2013年5月20日 崎本 とし子 とし子からの手紙

保険医協会の総会の記念講演は、中村先生でした。一度はお聞きしたい、いやお会いしたいと思っていたので、参加しました。石原慎太郎氏の言う「生殖期間の終わった女性には早く死んでもらうと助かる・・・」という人権感覚とは違うことを願っておりました。政治家がいうと、「医療費がかかるから高齢者は早く死んでくれ」と聞こえる。(石原氏はずいぶん長生きしておられ、先日は入院もなさったらしいけれど)

長野で生まれ、京大医学部を卒業し、高雄病院院長・理事長を経て、現在は診療所の所長さんです。市民グループ「自分の死を考える集い」を毎月開いておられるようです。

講演テーマは、「死に方から考える活き方~ほんとうは癌では苦しまない」でした。興味深いでしょう。

話の内容は、やはり興味深いものでした。

老い」には寄り添い、「病」にはつれそう、「健康」には振り回されず、「医療」は限定利用を心がけ、「死」には妙にあらがわない。諸々のおかげをもっていかされていることに気付き、感謝する。
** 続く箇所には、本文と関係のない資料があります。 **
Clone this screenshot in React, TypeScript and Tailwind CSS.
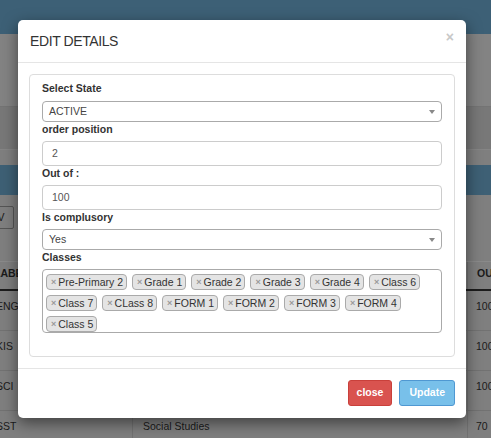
import React from 'react';

const classes = [
  'Pre-Primary 2',
  'Grade 1',
  'Grade 2',
  'Grade 3',
  'Grade 4',
  'Class 6',
  'Class 7',
  'CLass 8',
  'FORM 1',
  'FORM 2',
  'FORM 3',
  'FORM 4',
  'Class 5',
];

const rows = [
  { code: 'ENG', name: 'English', out: '100' },
  { code: 'KIS', name: 'Kiswahili', out: '100' },
  { code: 'SCI', name: 'Science', out: '100' },
  { code: 'SST', name: 'Social Studies', out: '70' },
];

function Label({ children, first }: { children: React.ReactNode; first?: boolean }) {
  return (
    <div className={`text-[10.5px] font-bold leading-[15px] text-[#333] ${first ? 'mb-[5px]' : 'mb-[4px]'}`}>
      {children}
    </div>
  );
}

function SelectBox({ value }: { value: string }) {
  return (
    <div className="flex h-[21px] items-center justify-between rounded-[4px] border border-[#aaa] bg-white pl-[6px] pr-[6px] text-[10.5px] text-[#444]">
      <span>{value}</span>
      <span className="h-0 w-0 border-x-[3px] border-t-[4px] border-x-transparent border-t-[#888]" />
    </div>
  );
}

function TextBox({ value }: { value: string }) {
  return (
    <div className="flex h-[25px] items-center rounded-[4px] border border-[#ccc] bg-white pl-[9px] text-[10.5px] text-[#555]">
      {value}
    </div>
  );
}

function Tag({ name }: { name: string }) {
  return (
    <span className="flex h-[16px] items-center rounded-[4px] border border-[#aaa] bg-[#e4e4e4] pl-[4px] pr-[3px] text-[10.5px] leading-[14px] text-[#333]">
      <span className="mr-[2px] text-[9px] font-bold text-[#999]">×</span>
      {name}
    </span>
  );
}

function EditModal() {
  return (
    <div className="absolute left-[18px] top-[20px] w-[448px] rounded-[5px] bg-white shadow-[0_5px_15px_rgba(0,0,0,0.5)]">
      <div className="flex h-[43px] items-center justify-between border-b border-[#e5e5e5] pl-[12px] pr-[12px]">
        <span className="text-[14px] tracking-[-0.4px] text-[#333]">EDIT DETAILS</span>
        <span className="-mt-[7px] text-[14px] font-bold text-[#c8c8c8]">×</span>
      </div>

      <div className="px-[11px] py-[11px]">
        <div className="rounded-[4px] border border-[#ddd] px-[12px] pb-[23px] pt-[6px]">
          <Label first>Select State</Label>
          <SelectBox value="ACTIVE" />
          <Label>order position</Label>
          <TextBox value="2" />
          <Label>Out of :</Label>
          <TextBox value="100" />
          <Label>Is complusory</Label>
          <SelectBox value="Yes" />
          <Label>Classes</Label>
          <div className="flex h-[64px] flex-wrap content-start gap-x-[5px] gap-y-[5px] rounded-[4px] border border-[#aaa] pl-[3px] pt-[4px]">
            {classes.map((c) => (
              <Tag key={c} name={c} />
            ))}
          </div>
        </div>
      </div>

      <div className="flex justify-end gap-[7px] border-t border-[#e5e5e5] pb-[12px] pr-[11px] pt-[11px]">
        <button className="h-[26px] rounded-[3px] border border-[#c9403b] bg-[#d9534f] px-[8px] text-[10.5px] font-bold text-white">
          close
        </button>
        <button className="h-[26px] rounded-[3px] border border-[#4f98d2] bg-[#78c0ea] px-[9px] text-[10.5px] font-bold text-white">
          Update
        </button>
      </div>
    </div>
  );
}

export default function App() {
  return (
    <div className="relative h-[438px] w-[491px] overflow-hidden bg-[#7f7f7f] font-['Liberation_Sans',Arial,sans-serif]">
      {/* dimmed page behind the modal */}
      <div className="h-[34px] bg-[#3d6076] shadow-[0_1px_2px_rgba(0,0,0,0.35)]" />
      <div className="h-[73px] border-b border-[#747474] bg-[#838383]" />
      <div className="h-[43px] border-b border-[#858585] bg-[#787878]" />
      <div className="h-[15px]" />
      <div className="h-[30px] bg-[#3e6075]" />

      <div className="-ml-[26px] mt-[11px] flex gap-[4px]">
        {['CSV', 'Excel', 'PDF', 'Print'].map((b) => (
          <div
            key={b}
            className="flex h-[23px] shrink-0 items-center rounded-[2px] border border-[#555] px-[8px] text-[10.5px] text-[#1a1a1a]"
          >
            {b}
          </div>
        ))}
      </div>

      <div className="mt-[32px] w-[600px] text-[10.5px] text-[#1a1a1a]">
        <div className="flex h-[30px] border-b-2 border-t border-b-[#1c1c1c] border-t-[#8a8a8a] font-bold">
          <div className="-ml-[14px] flex w-[146px] shrink-0 items-end pb-[7px] pl-[8px]">LABEL</div>
          <div className="w-[335px] shrink-0 border-l border-[#727272]" />
          <div className="flex w-[80px] shrink-0 items-end whitespace-nowrap border-l border-[#727272] pb-[7px] pl-[9px]">
            OUT OF
          </div>
        </div>
        {rows.map((r) => (
          <div key={r.code} className="flex h-[40px] border-b border-[#727272]">
            <div className="-ml-[14px] w-[146px] shrink-0 pl-[10px] pt-[8px]">{r.code}</div>
            <div className="w-[335px] shrink-0 border-l border-[#727272] pl-[10px] pt-[8px]">{r.name}</div>
            <div className="w-[80px] shrink-0 border-l border-[#727272] pl-[8px] pt-[8px] text-[#1a1a1a]">{r.out}</div>
          </div>
        ))}
      </div>

      <EditModal />
    </div>
  );
}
・・・・・というのが話の中身です。

高齢者の最後の役目は、「自然に死ぬ姿を見せること」・・・私は大いに共感します。これが結構奥深い・・・と私は思うけれど・・。

「手遅れで見つかり、その時痛みのない高齢者の癌は最後まで痛まないことが多い」というのが、先生の経験的なお話でした。かえって医療をしすぎると「苦しむ」のだ・・・というご意見には、「正しい緩和ケアはして欲しい・・」と思いました。

さて、発見は、抗がん剤へのご意見です。国連の抗がん剤取り扱いマニュアルを日本は厳守していない。抗がん剤は、猛毒で、その取り扱い方を間違えば、発がん性があるので危険。しっかりと知らせて、きちんとするべきだ・・・と。参考文献を教えていただいたので、宿題にしたいと思います。

死に行く自然の過程を邪魔しない、死に行く人間に無用な苦痛を与えないことが鉄則だ・・・との見解。でも、家族の納得と合意は大切に、決して無理をしないこと。「死」と向き合うことのない多くの人に、死と向き合い(せめて時々考えて)、最後のときのことを考えてみよう・・・」と呼びかけることは必要なことだと私も思います。。

私は癌という病気を経験し、親を看取り、その死に寄り添った経験から、「死」を自分のそばにおいて毎日を生かしてもらっている・・と思っているところがあります。

「今」をしっかり生きることが大切、点検、修正を繰り返しながら、その日まで生ききりましょう。・・という呼びかけには大いに共感しました。